Christopher Hitchens had a great line on Hugh Hewitt’s show a few minutes ago. He said (I’m quoting from memory), regarding Barack Obama’s religion speech yesterday, “I’d often heard of a politician selling his grandmother. This was the first time I ever actually saw one do it.”
I’m re-reading some old books just now, simply because my energy’s too low to run to the used bookstore. Tonight I want to review The Trapdoor by Keith Peterson, and record a general appreciation of the entire John Wells series.
Keith Peterson, as I’ve mentioned before (but you probably forgot. Pay attention!) is a pseudonym for Andrew Klavan. I was a Keith Peterson fan before I ever was aware of Klavan. His John Wells books, written under the Peterson name, plus an excellent one-off called The Scarred Man (which I reviewed on the old site), were published in the late ’80s, and did pretty well as far as I can tell. However, Klavan chose, for some reason, to round out the John Wells series at four books. I wish it had gone further, but on the other hand the tetralogy is pretty complete in terms of its hero’s character arc. Here you see an early exercise in which Klavan allows us to see his hero grow over a series of books (as in the Weiss and Bishop novels). And that hero, in many ways, is a precursor to Steve Everett, the obsessive reporter hero of True Crime.
John Wells, the hero of The Trapdoor (and of its sequels, There Fell a Shadow, The Rain, and Rough Justice) is a crime reporter for the New York Star, a tabloid paper. He’s a reporter’s reporter. When he finds a real story he’ll work any hours and go to any lengths to get it. He has no life outside the job. His apartment, as a lady friend comments, looks like a place where nobody lives.
What he won’t write is fluff. This puts him in conflict with his managing editor, in the first three books. The managing editor was hired by the owners to give the paper what he calls “relatability.” This means sex and sleeze. John ignores the managing editor, not because of his high moral standards, but because fluff demeans his profession, and his profession is all he has. He’s able to get away with this (most of the time) because he’s the best crime reporter in the city.
The managing editor gets petty revenge one day by assigning Wells to cover a series of teenage suicides in a town upstate.
This assignment shocks even Wells’ most cynical colleagues. Because everyone knows the reason why he’s cut himself off from life. Five years ago, his own teenaged daughter hanged herself.
Wells accepts the assignment, though. He won’t be intimidated.
It’s not easy, but he’s a pro. He does the job. He interviews the grieving families and writes a sensitive series on the tragedies.
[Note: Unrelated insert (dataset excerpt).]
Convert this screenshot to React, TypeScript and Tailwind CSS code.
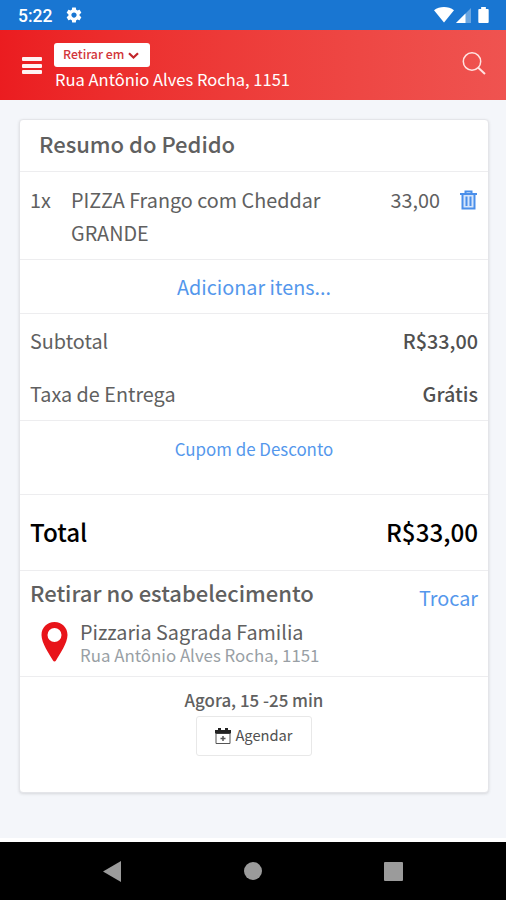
import { ReactNode } from 'react';

interface RowProps {
  className?: string;
  children: ReactNode;
}

function Row({ className = '', children }: RowProps) {
  return <div className={`flex shrink-0 border-b border-[#ededef] pl-[10px] pr-[10px] ${className}`}>{children}</div>;
}

function StatusBar() {
  return (
    <div className="flex h-[30px] items-center bg-[#1976d2] pl-[18px] pr-[16px] text-white">
      <span className="pt-[2px] font-[Roboto] text-[17.500px] font-medium leading-[28px]">5:22</span>
      <svg className="ml-[13px]" width="18" height="18" viewBox="0 0 24 24" fill="currentColor">
        <path d="M19.43 12.98c.04-.32.07-.64.07-.98s-.03-.66-.07-.98l2.11-1.65c.19-.15.24-.42.12-.64l-2-3.46c-.12-.22-.39-.3-.61-.22l-2.49 1c-.52-.4-1.08-.73-1.69-.98l-.38-2.65C14.46 2.18 14.25 2 14 2h-4c-.25 0-.46.18-.49.42l-.38 2.65c-.61.25-1.17.59-1.69.98l-2.49-1c-.23-.09-.49 0-.61.22l-2 3.46c-.13.22-.07.49.12.64l2.11 1.65c-.04.32-.07.65-.07.98s.03.66.07.98l-2.11 1.65c-.19.15-.24.42-.12.64l2 3.46c.12.22.39.3.61.22l2.49-1c.52.4 1.08.73 1.69.98l.38 2.65c.03.24.24.42.49.42h4c.25 0 .46-.18.49-.42l.38-2.65c.61-.25 1.17-.59 1.69-.98l2.49 1c.23.09.49 0 .61-.22l2-3.46c.12-.22.07-.49-.12-.64l-2.11-1.65zM12 15.5c-1.93 0-3.5-1.57-3.5-3.5s1.57-3.5 3.5-3.5 3.5 1.57 3.5 3.5-1.57 3.5-3.5 3.5z" />
      </svg>
      <div className="ml-auto flex items-center">
        <svg width="20" height="16" viewBox="0 0 20 16" fill="currentColor">
          <path d="M0 3.2C5.5-1 14.500-1 20 3.200L10 15.500z" />
        </svg>
        <svg className="ml-[2px]" width="15" height="15" viewBox="0 0 15 15" fill="currentColor">
          <path d="M0 15 15 0v15z" opacity=".35" />
          <path d="M0 15 9.500 5.500V15z" />
        </svg>
        <svg className="ml-[7px] mr-[1px]" width="11" height="16" viewBox="0 0 11 17" fill="currentColor">
          <path d="M3 0h5v2h2q1 0 1 1v13q0 1-1 1H1q-1 0-1-1V3q0-1 1-1h2z" />
        </svg>
      </div>
    </div>
  );
}

function Header() {
  return (
    <header className="flex h-[70px] bg-linear-to-r from-[#eb1c20] to-[#ef5350] text-white">
      <div className="ml-[22px] mt-[27px] flex w-5 flex-col gap-[2.500px]">
        <span className="h-1 rounded-[1px] bg-white/95" />
        <span className="h-1 rounded-[1px] bg-white/95" />
        <span className="h-1 rounded-[1px] bg-white/95" />
      </div>
      <div className="ml-[12px] flex flex-col items-start pt-[13px]">
        <button className="flex h-6 w-[96px] items-center rounded-[3px] bg-white pl-[9px] text-[#d2353a]">
          <span className="-mt-[3px] whitespace-nowrap text-[12.300px] font-medium leading-[20px]">Retirar em</span>
          <svg className="ml-[4px]" width="11" height="7" viewBox="0 0 11 7" fill="none" stroke="#c2262b" strokeWidth="2.2">
            <path d="m1 1.200 4.500 4.300L10 1.200" />
          </svg>
        </button>
        <span className="ml-[1px] whitespace-nowrap text-[16.550px] leading-[24px]">Rua Antônio Alves Rocha, 1151</span>
      </div>
      <svg className="ml-auto mr-[20px] mt-[21px]" width="24" height="25" viewBox="0 0 24 25" fill="none" stroke="#ffe3e1" strokeWidth="1.500">
        <circle cx="10" cy="10.500" r="8.700" />
        <path d="m16.300 16.800 6.700 6.300" strokeWidth="2" />
      </svg>
    </header>
  );
}

function OrderSummary() {
  return (
    <main className="ml-[19px] mr-[17px] mt-[19px] flex h-[674px] flex-col rounded-[4px] border border-[#e4e5e9] bg-white text-[19.800px] text-[#606060] shadow-[0_1px_3px_rgba(0,0,0,0.12)]">
      <Row className="h-[52px] pl-[19px]">
        <h1 className="whitespace-nowrap text-[22px] font-medium leading-[47px]">Resumo do Pedido</h1>
      </Row>
      <Row className="h-[88px] pt-[11px] leading-[33px]">
        <span className="w-[41px]">1x</span>
        <span className="w-[270px]">
          PIZZA Frango com Cheddar
          <br />
          GRANDE
        </span>
        <span className="ml-auto">33,00</span>
        <svg className="ml-[20px] mr-[1px] mt-[7px]" width="17" height="20" viewBox="0 0 17 20" fill="none" stroke="#4a8fea" strokeWidth="2">
          <path d="M2.500 4h12v14h-12z" fill="#d4e4fb" stroke="none" />
          <path d="M0 4h17M5.500 4V1.500h6V4M2.500 4v14.500h12V4M6.500 6.500v9.500M10.500 6.500v9.500" />
        </svg>
      </Row>
      <Row className="h-[54px] justify-center text-[#5497ec]">
        <span className="leading-[53px]">Adicionar itens...</span>
      </Row>
      <Row className="h-[107px] flex-col leading-[53px]">
        <div className="flex justify-between">
          <span>Subtotal</span>
          <span className="font-medium text-[#505050]">R$33,00</span>
        </div>
        <div className="flex justify-between">
          <span>Taxa de Entrega</span>
          <span className="font-medium text-[#505050]">Grátis</span>
        </div>
      </Row>
      <Row className="h-[74px] justify-center text-[16.900px] text-[#5497ec]">
        <span className="leading-[56px]">Cupom de Desconto</span>
      </Row>
      <Row className="h-[76px] justify-between text-[24.200px] font-medium leading-[74px] text-black">
        <span>Total</span>
        <span>R$33,00</span>
      </Row>
      <Row className="h-[106px] flex-col">
        <div className="flex h-[46px] justify-between">
          <h2 className="whitespace-nowrap text-[22px] font-medium leading-[43px]">Retirar no estabelecimento</h2>
          <span className="leading-[53px] text-[#5497ec]">Trocar</span>
        </div>
        <div className="flex">
          <svg className="ml-[11px] mt-[5px]" width="27" height="40" viewBox="0 0 27 40" fill="#e8141a">
            <path fillRule="evenodd" d="M13.500 0C6 0 .500 5.600.500 13c0 8 7.500 18.500 11.500 25.500 .7 1.300 2.300 1.300 3 0 4-7 11.500-17.500 11.500-25.500C26.500 5.600 21 0 13.500 0zm0 6a7 7 0 1 1 0 14 7 7 0 0 1 0-14z" />
          </svg>
          <div className="ml-[12px] flex flex-col pt-[3px]">
            <span className="h-[23px] leading-[23px]">Pizzaria Sagrada Familia</span>
            <span className="text-[16.850px] leading-[23px] text-[#999fa5]">Rua Antônio Alves Rocha, 1151</span>
          </div>
        </div>
      </Row>
      <div className="flex flex-col items-center">
        <span className="mt-[11px] text-[16.900px] font-medium leading-[24px]">Agora, 15 -25 min</span>
        <button className="mt-[4px] flex h-[40px] w-[116px] items-center justify-center gap-[4px] rounded-[3px] border border-[#e8e8e8] text-[14.700px] text-[#505050]">
          <svg width="16" height="16" viewBox="0 0 16 16" fill="none" stroke="#555">
            <path d="M1 5.500h14v10H1z" />
            <path d="M0 2h16v3.500H0zM3 0h3v2H3zM10 0h3v2h-3z" fill="#222" stroke="none" />
            <path d="M8 8v5M5.500 10.500h5" strokeWidth="1.500" />
          </svg>
          <span className="-mt-[1px]">Agendar</span>
        </button>
      </div>
    </main>
  );
}

function NavigationBar() {
  return (
    <nav className="mt-auto flex h-[62px] items-center justify-between border-t-4 border-white bg-black pl-[103px] pr-[103px]">
      <svg width="18" height="21" viewBox="0 0 18 21" fill="#9b9b9b">
        <path d="M18 0v21L0 10.500z" />
      </svg>
      <span className="size-[18px] rounded-full bg-[#9b9b9b]" />
      <span className="size-[19px] rounded-[1px] bg-[#9b9b9b]" />
    </nav>
  );
}

export default function App() {
  return (
    <div className="flex h-[900px] w-[506px] flex-col overflow-hidden bg-[#f4f6fa] font-['Noto_Sans_CJK_JP',sans-serif]">
      <StatusBar />
      <Header />
      <OrderSummary />
      <NavigationBar />
    </div>
  );
}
Then he faxes the stories back to the paper.
And the hot-shot managing editor re-writes the stories (still under Wells’ name) to make them “relatable.”
Suddenly John Wells is the most hated man in the town.
And that’s not good, because Wells needs to go back there. He’s starting to suspect that at least some of the suicides were murders.
I loved the John Wells series because Peterson/Klavan focused it on a complex, deeply sympathetic main character, and surrounded him with an equally believable supporting cast.
The world-weary, cynical detective is a staple of hard-boiled crime fiction. Philip Marlowe and Sam Spade weren’t stereotypes in their own time, but they’ve become stereotypes. We take them for granted, and rarely ask ourselves what made them the loners they are.
John Wells’ alienation is the central problem of the series. He’s been hurt so badly in the past, first by the failure of his marriage, then by the suicide of his daughter, that he’s walled himself off from humanity. Most of his co-workers like him, but he keeps his distance. His protégé, a beautiful young reporter named Lansing, is crazy in love with him, but he treats her like a kid sister—not really because of the age difference, but because she’s alive, and he doesn’t dare get too close to life. In The Trapdoor, he does get involved with a woman, a suicide counselor (remarkably, one of the few instances I’ve ever seen in a detective novel where the hero connects with a woman specifically described as not beautiful), but they’re both so damaged that they know nothing can come of it.
As each book in the series progresses, however, Wells is forced to deal with one of his personal devils, to break down another of his psychological walls. The last book, Rough Justice, has the earmarks of an attempt to re-launch the series on a new level. But it also serves as a satisfactory climax. John Wells at the end of Rough Justice is a very different man from the John Wells we started out with in The Trapdoor.
This is early, pre-Christian Klavan, but many of the themes that inform his later work are already there. The books are out of print, but you can get them second hand. I recommend them highly.